WRITTEN PROBLEM: Scan the data below. Pull out each line where "React" occurs.

Front-end source files
>> START
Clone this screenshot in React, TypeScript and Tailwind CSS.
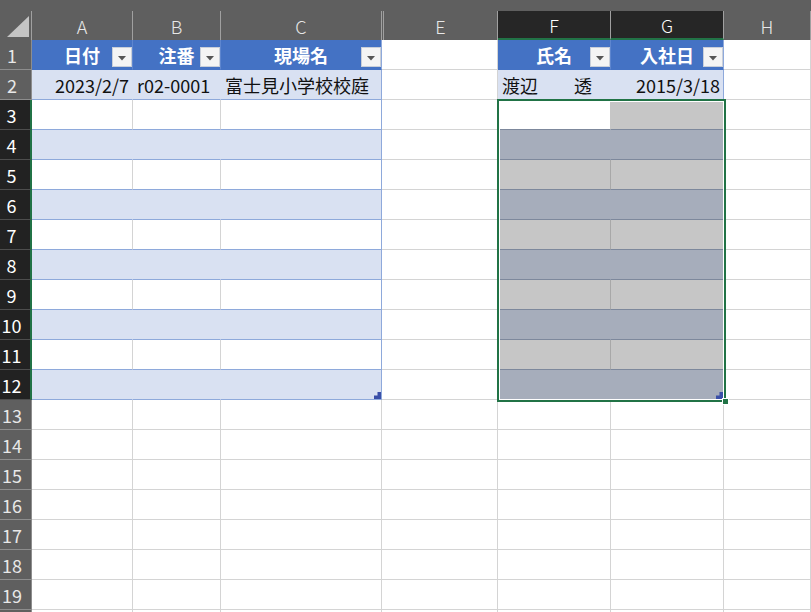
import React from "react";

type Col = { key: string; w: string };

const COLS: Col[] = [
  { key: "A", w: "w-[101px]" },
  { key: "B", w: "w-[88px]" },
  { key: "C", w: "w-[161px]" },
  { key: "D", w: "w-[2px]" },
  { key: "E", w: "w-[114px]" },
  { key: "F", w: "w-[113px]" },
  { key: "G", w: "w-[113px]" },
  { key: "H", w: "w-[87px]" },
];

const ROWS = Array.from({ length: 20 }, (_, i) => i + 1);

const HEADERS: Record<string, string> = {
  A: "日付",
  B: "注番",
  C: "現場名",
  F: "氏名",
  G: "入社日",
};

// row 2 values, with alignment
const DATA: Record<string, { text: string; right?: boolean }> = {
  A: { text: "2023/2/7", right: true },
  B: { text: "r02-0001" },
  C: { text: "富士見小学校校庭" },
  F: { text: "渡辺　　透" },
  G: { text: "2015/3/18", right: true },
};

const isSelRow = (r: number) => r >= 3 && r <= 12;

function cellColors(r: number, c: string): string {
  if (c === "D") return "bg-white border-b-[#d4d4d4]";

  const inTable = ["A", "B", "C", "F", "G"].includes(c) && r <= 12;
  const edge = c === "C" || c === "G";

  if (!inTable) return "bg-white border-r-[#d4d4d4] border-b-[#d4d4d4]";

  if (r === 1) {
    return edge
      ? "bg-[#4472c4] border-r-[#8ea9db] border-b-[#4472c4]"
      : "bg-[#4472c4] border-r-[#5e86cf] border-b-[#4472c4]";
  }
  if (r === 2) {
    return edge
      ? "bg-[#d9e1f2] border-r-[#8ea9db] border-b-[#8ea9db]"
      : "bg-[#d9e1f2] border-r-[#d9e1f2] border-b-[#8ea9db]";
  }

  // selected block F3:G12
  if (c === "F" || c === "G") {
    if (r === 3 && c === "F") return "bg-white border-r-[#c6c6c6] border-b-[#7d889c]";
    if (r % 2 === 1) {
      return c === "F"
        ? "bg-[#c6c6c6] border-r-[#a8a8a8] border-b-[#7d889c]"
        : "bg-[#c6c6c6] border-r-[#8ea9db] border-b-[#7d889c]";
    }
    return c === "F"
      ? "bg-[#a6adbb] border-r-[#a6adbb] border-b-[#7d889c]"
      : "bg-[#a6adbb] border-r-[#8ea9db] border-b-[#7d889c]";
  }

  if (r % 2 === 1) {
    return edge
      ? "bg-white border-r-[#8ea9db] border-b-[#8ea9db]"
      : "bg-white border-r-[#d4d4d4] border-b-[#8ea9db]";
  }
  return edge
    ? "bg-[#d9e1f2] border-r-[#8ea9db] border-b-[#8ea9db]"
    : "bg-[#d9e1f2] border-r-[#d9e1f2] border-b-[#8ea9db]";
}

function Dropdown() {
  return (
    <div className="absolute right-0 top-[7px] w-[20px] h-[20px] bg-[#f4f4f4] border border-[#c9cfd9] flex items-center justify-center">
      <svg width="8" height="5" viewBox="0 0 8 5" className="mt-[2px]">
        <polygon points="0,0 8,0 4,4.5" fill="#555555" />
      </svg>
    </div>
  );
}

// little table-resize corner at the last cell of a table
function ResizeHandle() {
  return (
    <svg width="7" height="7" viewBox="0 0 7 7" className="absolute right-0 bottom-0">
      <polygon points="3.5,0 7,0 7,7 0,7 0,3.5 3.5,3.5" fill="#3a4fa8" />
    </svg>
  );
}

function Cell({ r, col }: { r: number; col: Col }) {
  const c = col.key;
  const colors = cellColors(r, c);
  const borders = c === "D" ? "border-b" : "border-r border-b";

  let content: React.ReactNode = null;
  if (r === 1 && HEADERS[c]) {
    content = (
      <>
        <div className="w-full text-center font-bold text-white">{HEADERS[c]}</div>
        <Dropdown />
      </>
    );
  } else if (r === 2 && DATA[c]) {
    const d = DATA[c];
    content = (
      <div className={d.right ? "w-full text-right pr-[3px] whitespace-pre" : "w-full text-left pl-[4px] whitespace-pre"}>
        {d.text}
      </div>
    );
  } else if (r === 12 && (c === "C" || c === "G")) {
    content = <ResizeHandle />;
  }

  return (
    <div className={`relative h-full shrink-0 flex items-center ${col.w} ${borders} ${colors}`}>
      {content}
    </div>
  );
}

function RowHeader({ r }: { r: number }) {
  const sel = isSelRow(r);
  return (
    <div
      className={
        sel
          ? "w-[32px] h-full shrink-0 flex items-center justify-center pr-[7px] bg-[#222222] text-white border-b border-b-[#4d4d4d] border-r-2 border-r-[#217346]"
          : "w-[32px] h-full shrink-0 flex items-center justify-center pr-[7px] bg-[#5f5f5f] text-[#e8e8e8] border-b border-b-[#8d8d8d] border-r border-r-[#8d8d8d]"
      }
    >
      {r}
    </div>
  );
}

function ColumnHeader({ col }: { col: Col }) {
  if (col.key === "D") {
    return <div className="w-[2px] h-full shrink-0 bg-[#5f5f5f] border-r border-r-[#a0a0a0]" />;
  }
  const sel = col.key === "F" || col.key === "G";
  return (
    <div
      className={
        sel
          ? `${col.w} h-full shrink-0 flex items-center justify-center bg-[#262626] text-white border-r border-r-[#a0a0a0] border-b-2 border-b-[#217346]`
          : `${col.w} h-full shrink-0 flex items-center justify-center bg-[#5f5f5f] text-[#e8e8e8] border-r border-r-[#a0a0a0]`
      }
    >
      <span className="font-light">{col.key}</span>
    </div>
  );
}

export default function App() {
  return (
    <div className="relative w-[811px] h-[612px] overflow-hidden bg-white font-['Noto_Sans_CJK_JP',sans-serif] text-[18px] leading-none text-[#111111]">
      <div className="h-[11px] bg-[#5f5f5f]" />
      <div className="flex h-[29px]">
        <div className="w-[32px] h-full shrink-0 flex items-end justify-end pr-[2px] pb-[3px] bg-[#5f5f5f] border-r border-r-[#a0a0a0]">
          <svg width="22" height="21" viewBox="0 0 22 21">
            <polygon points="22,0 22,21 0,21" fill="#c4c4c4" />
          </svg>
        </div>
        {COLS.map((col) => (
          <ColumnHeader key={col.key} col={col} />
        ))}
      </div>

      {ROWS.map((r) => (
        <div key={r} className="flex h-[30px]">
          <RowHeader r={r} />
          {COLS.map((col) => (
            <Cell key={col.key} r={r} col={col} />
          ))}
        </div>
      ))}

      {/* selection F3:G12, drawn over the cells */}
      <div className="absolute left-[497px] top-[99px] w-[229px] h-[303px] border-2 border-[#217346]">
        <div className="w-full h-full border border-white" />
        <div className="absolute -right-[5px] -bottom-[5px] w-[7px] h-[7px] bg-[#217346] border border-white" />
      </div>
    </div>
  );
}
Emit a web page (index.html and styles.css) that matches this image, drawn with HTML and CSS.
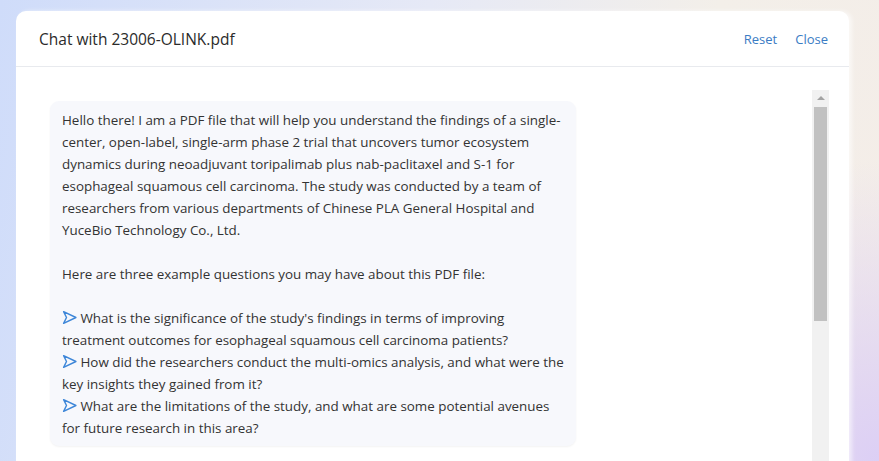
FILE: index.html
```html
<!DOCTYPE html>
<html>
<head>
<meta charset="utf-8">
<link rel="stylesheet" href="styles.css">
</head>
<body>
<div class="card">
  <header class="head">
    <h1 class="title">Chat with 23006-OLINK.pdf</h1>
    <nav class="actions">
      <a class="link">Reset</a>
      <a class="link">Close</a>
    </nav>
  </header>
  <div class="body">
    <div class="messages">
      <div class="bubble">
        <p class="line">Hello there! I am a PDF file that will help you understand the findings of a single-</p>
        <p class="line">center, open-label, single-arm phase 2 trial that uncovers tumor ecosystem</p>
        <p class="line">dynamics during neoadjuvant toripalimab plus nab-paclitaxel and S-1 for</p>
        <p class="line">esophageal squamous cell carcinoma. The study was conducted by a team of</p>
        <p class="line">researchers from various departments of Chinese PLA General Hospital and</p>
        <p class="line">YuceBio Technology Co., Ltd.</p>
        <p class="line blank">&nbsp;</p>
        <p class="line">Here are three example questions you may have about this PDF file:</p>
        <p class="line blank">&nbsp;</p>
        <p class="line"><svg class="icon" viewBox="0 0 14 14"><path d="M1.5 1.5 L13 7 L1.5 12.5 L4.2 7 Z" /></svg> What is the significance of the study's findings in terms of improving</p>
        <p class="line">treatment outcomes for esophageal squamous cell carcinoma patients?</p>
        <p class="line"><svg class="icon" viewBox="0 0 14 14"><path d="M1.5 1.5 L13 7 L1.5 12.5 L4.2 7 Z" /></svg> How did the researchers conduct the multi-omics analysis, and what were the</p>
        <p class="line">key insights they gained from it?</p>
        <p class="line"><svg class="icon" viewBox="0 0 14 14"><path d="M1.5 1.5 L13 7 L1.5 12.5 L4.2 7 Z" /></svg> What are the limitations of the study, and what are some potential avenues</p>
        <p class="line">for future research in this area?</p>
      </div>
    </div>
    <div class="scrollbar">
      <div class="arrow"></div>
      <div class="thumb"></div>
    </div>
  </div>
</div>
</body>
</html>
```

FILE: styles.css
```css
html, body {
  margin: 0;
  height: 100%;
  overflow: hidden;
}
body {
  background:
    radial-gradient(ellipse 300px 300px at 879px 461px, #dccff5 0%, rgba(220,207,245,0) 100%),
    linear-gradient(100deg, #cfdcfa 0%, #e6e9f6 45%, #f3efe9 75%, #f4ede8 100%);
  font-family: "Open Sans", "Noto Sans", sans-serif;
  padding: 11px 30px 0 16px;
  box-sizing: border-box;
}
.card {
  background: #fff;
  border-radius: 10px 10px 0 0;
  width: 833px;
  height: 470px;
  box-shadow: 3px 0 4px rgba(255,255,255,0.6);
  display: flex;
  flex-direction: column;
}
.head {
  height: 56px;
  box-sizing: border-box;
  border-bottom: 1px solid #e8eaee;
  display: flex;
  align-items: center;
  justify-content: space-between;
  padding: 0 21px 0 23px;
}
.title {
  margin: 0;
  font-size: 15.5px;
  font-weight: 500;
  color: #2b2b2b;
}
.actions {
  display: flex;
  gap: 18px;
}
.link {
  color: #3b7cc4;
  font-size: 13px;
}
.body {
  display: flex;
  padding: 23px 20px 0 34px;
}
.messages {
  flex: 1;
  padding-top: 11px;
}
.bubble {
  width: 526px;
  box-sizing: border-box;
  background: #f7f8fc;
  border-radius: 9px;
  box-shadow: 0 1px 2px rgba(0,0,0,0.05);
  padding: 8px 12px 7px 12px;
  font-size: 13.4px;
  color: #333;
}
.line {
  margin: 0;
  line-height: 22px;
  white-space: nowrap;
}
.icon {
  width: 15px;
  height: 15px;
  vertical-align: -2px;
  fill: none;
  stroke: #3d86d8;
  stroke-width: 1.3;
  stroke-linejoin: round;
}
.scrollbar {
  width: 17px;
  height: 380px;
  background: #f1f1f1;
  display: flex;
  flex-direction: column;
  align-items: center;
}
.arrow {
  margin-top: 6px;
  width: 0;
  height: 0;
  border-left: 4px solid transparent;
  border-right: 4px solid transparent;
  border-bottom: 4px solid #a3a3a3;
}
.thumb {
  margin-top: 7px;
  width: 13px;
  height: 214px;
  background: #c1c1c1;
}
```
>> END
CORRECT OUTPUT:
Clone this screenshot in React, TypeScript and Tailwind CSS.
import React from "react";
  let content: React.ReactNode = null;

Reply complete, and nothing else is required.